■ **Dataset extract**
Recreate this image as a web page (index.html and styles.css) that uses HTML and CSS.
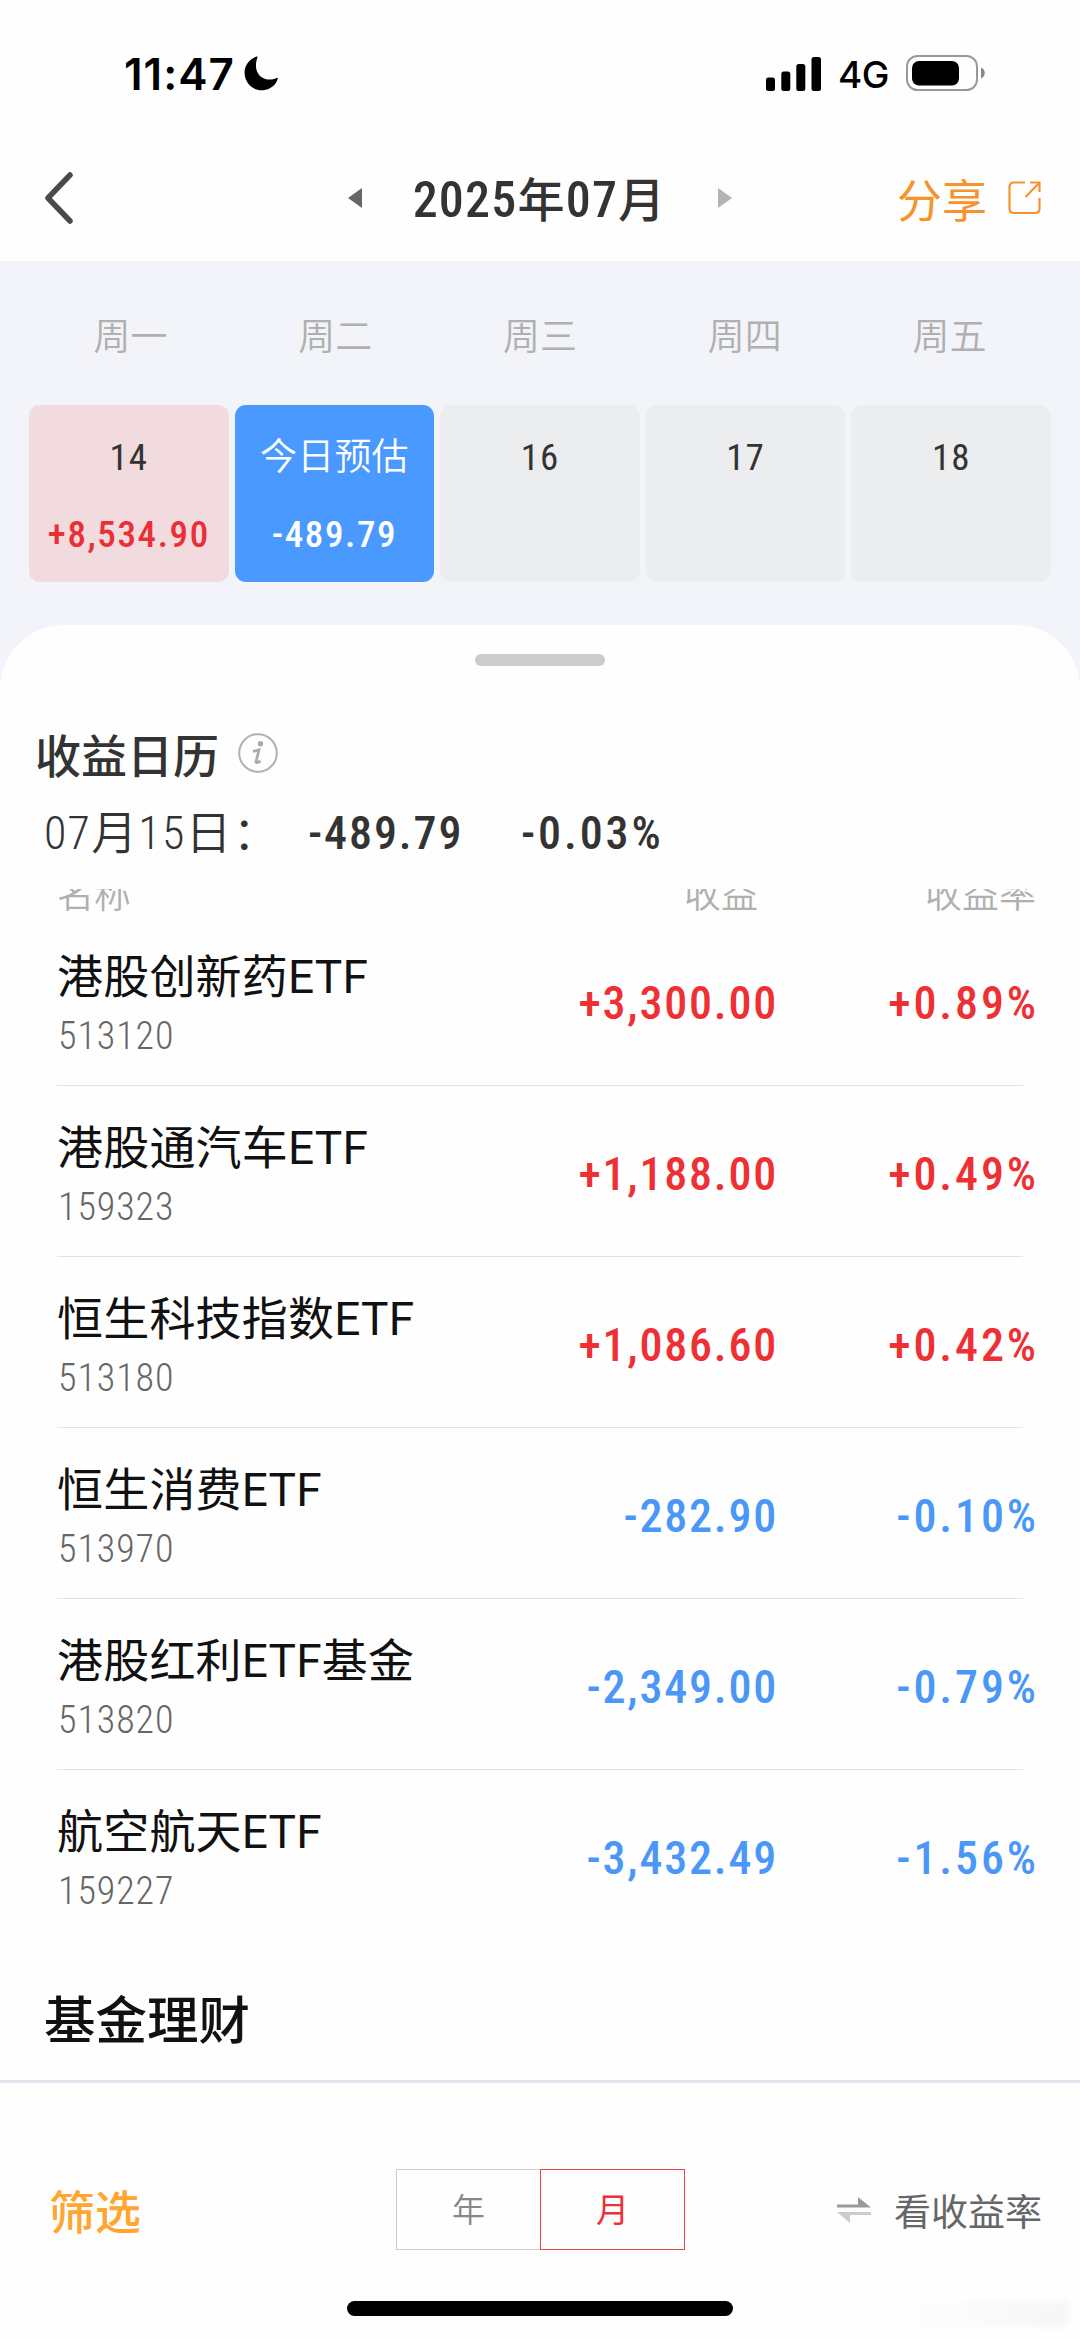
FILE: index.html
```
<!DOCTYPE html>
<html lang="zh-CN">
<head>
  <meta charset="UTF-8" />
  <title>收益日历</title>
  <meta name="viewport" content="width=device-width, initial-scale=1.0" />
  <link rel="stylesheet" href="styles.css">
</head>
<body>
  <div class="screen">

    <!-- Status bar -->
    <div class="status-bar">
      <span class="time">11:47</span>
      <svg class="moon" viewBox="0 0 36 36"><path d="M13 0.5C3 4 -1.500 13.500 1.500 23C4.500 32 13 36.500 21 35C28.500 33.500 33 29 34.700 23.300C34.900 22.500 34.300 22.200 33.500 22.600C27 25.800 18.500 24.500 14.500 18C11.300 12.800 12 7 13.800 1.500C14.100 0.600 13.700 0.200 13 0.500Z"/></svg>
      <div class="status-right">
        <svg class="signal" viewBox="0 0 55 34"><rect x="0" y="20.500" width="9" height="13.500" rx="2.500"/><rect x="15.300" y="14.500" width="9" height="19.500" rx="2.500"/><rect x="30.300" y="7" width="9" height="27" rx="2.500"/><rect x="45.500" y="0" width="9.500" height="34" rx="2.500"/></svg>
        <span class="network">4G</span>
        <svg class="battery" viewBox="0 0 80 36"><rect x="1" y="1" width="70" height="34" rx="10.500" fill="none" stroke="#999" stroke-width="2"/><rect x="6" y="6" width="47" height="24.500" rx="7"/><path d="M75 12.500C80 14.500 80 21.500 75 23.500Z" fill="#888"/></svg>
      </div>
    </div>

    <!-- Nav bar -->
    <div class="nav-bar">
      <svg class="back" viewBox="0 0 28 52"><path d="M25 3L3 26L25 49" fill="none" stroke="#4a4a4a" stroke-width="5.500" stroke-linecap="round" stroke-linejoin="round"/></svg>
      <div class="month-picker">
        <span class="prev"></span>
        <h1>2025<b>年</b>07<b>月</b></h1>
        <span class="next"></span>
      </div>
      <div class="share">
        分享
        <svg viewBox="0 0 34 34"><path d="M17 1.500H6Q1.500 1.500 1.500 6V27.500Q1.500 32 6 32H27Q31.500 32 31.500 27.500V17M22 1.500H31.500V11M31.500 1.500L17.500 16" fill="none" stroke="#f6932a" stroke-width="2.200"/></svg>
      </div>
    </div>

    <!-- Calendar -->
    <div class="calendar">
      <div class="weekdays">
        <span>周一</span><span>周二</span><span>周三</span><span>周四</span><span>周五</span>
      </div>
      <div class="days">
        <div class="day gain"><span>14</span><strong>+8,534.90</strong></div>
        <div class="day today"><span>今日预估</span><strong>-489.79</strong></div>
        <div class="day"><span>16</span></div>
        <div class="day"><span>17</span></div>
        <div class="day"><span>18</span></div>
      </div>
    </div>

    <!-- Bottom sheet -->
    <div class="sheet">
      <div class="handle"></div>
      <div class="sheet-title">
        <h2>收益日历</h2>
        <svg class="info" viewBox="0 0 40 40"><circle cx="20" cy="20" r="18.800" fill="none" stroke="#b0b0b0" stroke-width="2"/><circle cx="22.500" cy="10.700" r="2.700" fill="#aaa"/><path d="M15 18.500L21 17L18 28.500Q17.700 31 22.500 28" fill="none" stroke="#aaa" stroke-width="2.800"/></svg>
      </div>
      <div class="summary">
        <span class="date">07<i>月</i>15<i>日：</i></span>
        <strong class="sum">-489.79</strong>
        <strong class="percent">-0.03%</strong>
      </div>

      <div class="list">
        <div class="list-head"><span>名称</span><span class="amount">收益</span><span class="rate">收益率</span></div>
        <div class="row up">
          <div class="fund"><span class="name">港股创新药ETF</span><span class="code">513120</span></div>
          <span class="amount">+3,300.00</span><span class="rate">+0.89%</span>
        </div>
        <div class="row up">
          <div class="fund"><span class="name">港股通汽车ETF</span><span class="code">159323</span></div>
          <span class="amount">+1,188.00</span><span class="rate">+0.49%</span>
        </div>
        <div class="row up">
          <div class="fund"><span class="name">恒生科技指数ETF</span><span class="code">513180</span></div>
          <span class="amount">+1,086.60</span><span class="rate">+0.42%</span>
        </div>
        <div class="row down">
          <div class="fund"><span class="name">恒生消费ETF</span><span class="code">513970</span></div>
          <span class="amount">-282.90</span><span class="rate">-0.10%</span>
        </div>
        <div class="row down">
          <div class="fund"><span class="name">港股红利ETF基金</span><span class="code">513820</span></div>
          <span class="amount">-2,349.00</span><span class="rate">-0.79%</span>
        </div>
        <div class="row down">
          <div class="fund"><span class="name">航空航天ETF</span><span class="code">159227</span></div>
          <span class="amount">-3,432.49</span><span class="rate">-1.56%</span>
        </div>
        <h3>基金理财</h3>
      </div>
    </div>

    <!-- Toolbar -->
    <div class="toolbar">
      <span class="filter">筛选</span>
      <div class="tabs">
        <span class="tab">年</span><span class="tab active">月</span>
      </div>
      <div class="switch">
        <svg viewBox="0 0 34 26"><path d="M0 7.500H21V0L34 10.500H0Z" fill="#9a9a9a"/><path d="M34 18H13V26L0 15H34Z" fill="#ccc"/></svg>
        看收益率
      </div>
    </div>
    <div class="home-indicator"></div>
    <div class="smudge"></div>
  </div>
</body>
</html>
```
FILE: styles.css
```
* {
  box-sizing: border-box;
}

body {
  margin: 0;
  background: #fefefe;
  font-family: Roboto, "Noto Sans CJK SC", sans-serif;
  color: #333;
}

h1, h2, h3 {
  margin: 0;
  font-weight: 500;
}

svg {
  display: block;
  flex-shrink: 0;
}

.screen {
  position: relative;
  width: 1080px;
  height: 2339px;
  display: flex;
  flex-direction: column;
  overflow: hidden;
}

/* Status bar */
.status-bar {
  height: 140px;
  padding: 7px 94px 0 124px;
  display: flex;
  align-items: center;
  font-family: Inter, sans-serif;
  color: #000;
}

.time {
  width: 120px;
  font-size: 44px;
  font-weight: 600;
  letter-spacing: 1px;
}

.moon {
  width: 35px;
  height: 35px;
}

.status-right {
  margin-left: auto;
  display: flex;
  align-items: center;
}

.signal {
  width: 55px;
  height: 34px;
}

.network {
  width: 85px;
  padding: 1px 0 0 17px;
  font-size: 37px;
  font-weight: 500;
  letter-spacing: -0.5px;
}

.battery {
  width: 80px;
  height: 36px;
  margin-top: -2px;
}

/* Nav bar */
.nav-bar {
  height: 121px;
  padding: 0 38px 0 45px;
  display: flex;
  justify-content: space-between;
  align-items: center;
}

.back {
  width: 28px;
  height: 52px;
  margin-top: -5px;
}

.month-picker {
  width: 384px;
  margin-left: 111px;
  display: flex;
  justify-content: space-between;
  align-items: center;
}

.month-picker h1 {
  font-size: 50px;
  line-height: 60px;
  font-stretch: 85%;
  letter-spacing: 1.200px;
  margin-left: -2px;
}

.month-picker b {
  font-size: 47px;
  font-weight: 500;
}

.prev, .next {
  border-top: 10px solid transparent;
  border-bottom: 10px solid transparent;
  margin-top: -6px;
}

.prev {
  border-right: 14px solid #666;
}

.next {
  border-left: 14px solid #b3b3b3;
}

.share {
  display: flex;
  align-items: center;
  gap: 21px;
  margin-top: -4px;
  font-size: 45px;
  color: #f6932a;
}

.share svg {
  width: 34px;
  height: 34px;
  margin-top: -2px;
}

/* Calendar */
.calendar {
  height: 364px;
  padding: 50px 28px 0;
  background: #f2f4fa;
}

.weekdays {
  display: grid;
  grid-template-columns: repeat(5, 1fr);
  height: 94px;
  line-height: 54px;
  text-align: center;
  font-size: 37px;
  font-weight: 350;
  color: #b0b0b0;
}

.days {
  display: grid;
  grid-template-columns: repeat(5, 1fr);
  gap: 6px;
  margin: 0 1px;
}

.day {
  height: 177px;
  padding-top: 28px;
  border-radius: 11px;
  background: #ebedef;
  display: flex;
  flex-direction: column;
  align-items: center;
  gap: 27px;
  font-size: 37px;
  line-height: 50px;
  font-stretch: 85%;
  letter-spacing: 1px;
}

.day strong {
  font-weight: 500;
  letter-spacing: 1.600px;
}

.day.gain {
  background: #f1dbdf;
}

.day.gain strong {
  color: #eb2f36;
}

.day.today {
  background: #4a99ff;
  color: #fff;
}

.day.today span {
  font-weight: 350;
  letter-spacing: 0.2px;
}

/* Bottom sheet */
.sheet {
  flex: 1;
  min-height: 0;
  background: linear-gradient(#f2f4fa 80px, #fefefe 80px);
}

.handle {
  height: 80px;
  border-radius: 64px 64px 0 0;
  background: #fefefe;
}

.handle::before {
  content: "";
  display: block;
  width: 130px;
  height: 12px;
  margin: 0 auto;
  border-radius: 6px;
  background: #ccc;
  transform: translateY(29px);
}

.sheet-title {
  height: 100px;
  padding: 0 35px;
  display: flex;
  align-items: center;
  gap: 19px;
}

.sheet-title h2 {
  font-size: 46px;
  margin-top: -4px;
}

.info {
  width: 40px;
  height: 40px;
  margin-top: -4px;
}

.summary {
  height: 84px;
  padding-left: 44px;
  line-height: 57px;
  display: flex;
  font-size: 46px;
  font-stretch: 85%;
  letter-spacing: 1.900px;
}

.summary .date {
  width: 264px;
  font-weight: 350;
  letter-spacing: 1.200px;
  white-space: nowrap;
}

.summary i {
  font-style: normal;
}

.summary strong {
  font-weight: 500;
}

.summary .sum {
  width: 213px;
}

.summary .percent {
  letter-spacing: 2.900px;
}

/* Fund list, scrolled under the summary */
.list {
  height: 1191px;
  padding: 0 44px 0 57px;
  overflow: hidden;
}

.list-head {
  display: flex;
  height: 46px;
  margin-top: -20px;
  line-height: 54px;
  font-size: 37px;
  font-weight: 350;
  color: #b0b0b0;
}

.list-head span:first-child {
  flex: 1;
}

.list-head .amount {
  padding-right: 20px;
}

.row {
  position: relative;
  height: 171px;
  padding-top: 31px;
  display: flex;
}

/* divider */
.row:not(:nth-of-type(7))::after {
  content: "";
  position: absolute;
  left: 0;
  right: 13px;
  bottom: 0;
  height: 1px;
  background: #e2e2e2;
}

.fund {
  flex: 1;
  display: flex;
  flex-direction: column;
}

.name {
  font-size: 46px;
  line-height: 62px;
  letter-spacing: 0.2px;
  color: #111;
}

.code {
  padding-left: 1px;
  font-size: 38px;
  line-height: 56px;
  font-weight: 300;
  font-stretch: 85%;
  letter-spacing: 0.9px;
  color: #666;
}

.amount {
  width: 240px;
  text-align: right;
}

.rate {
  width: 258px;
  text-align: right;
}

.row .amount, .row .rate {
  font-size: 46px;
  line-height: 114px;
  font-weight: 500;
  font-stretch: 85%;
}

.row .amount {
  letter-spacing: 1.800px;
}

.row .rate {
  letter-spacing: 2.900px;
  margin-right: -3px;
  width: 261px;
}

.up {
  color: #ee2f33;
}

.down {
  color: #4a97f8;
}

.list h3 {
  margin: 45px 0 0 -13px;
  font-size: 51.5px;
  line-height: 72px;
  color: #111;
}

/* Toolbar */
.toolbar {
  height: 221px;
  padding: 34px 38px 0 49px;
  border-top: 3px solid #e4e4ee;
  display: flex;
  justify-content: space-between;
  align-items: flex-start;
  line-height: 193px;
}

.filter {
  width: 347px;
  font-size: 46px;
  font-weight: 500;
  color: #ffa530;
}

.tabs {
  width: 289px;
  height: 81px;
  margin-top: 52px;
  display: flex;
}

.tab {
  flex: 1;
  border: 1px solid #ccc;
  border-right: 0;
  text-align: center;
  font-size: 33px;
  line-height: 82px;
  font-weight: 350;
  color: #888;
}

.tab.active {
  border: 1.500px solid #e8454a;
  font-weight: 400;
  color: #ee2f33;
}

.switch {
  width: 357px;
  display: flex;
  justify-content: flex-end;
  align-items: center;
  gap: 23px;
  font-size: 37px;
  color: #666;
}

.switch svg {
  width: 34px;
  height: 26px;
  margin-top: -7px;
}

.home-indicator {
  width: 386px;
  height: 15px;
  margin: 0 auto 23px;
  border-radius: 8px;
  background: #000;
}

/* faint shade in the bottom corner */
.smudge {
  position: absolute;
  right: 12px;
  bottom: 12px;
  width: 180px;
  height: 26px;
  background: linear-gradient(to right, rgba(0,0,0,0), rgba(0,0,0,0.03));
  filter: blur(3px);
}
```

■ **Request**
Find all lines holding the string "html" and copy them.

■ **Answer in full**
Recreate this image as a web page (index.html and styles.css) that uses HTML and CSS.
FILE: index.html
<!DOCTYPE html>
<html lang="zh-CN">
</html>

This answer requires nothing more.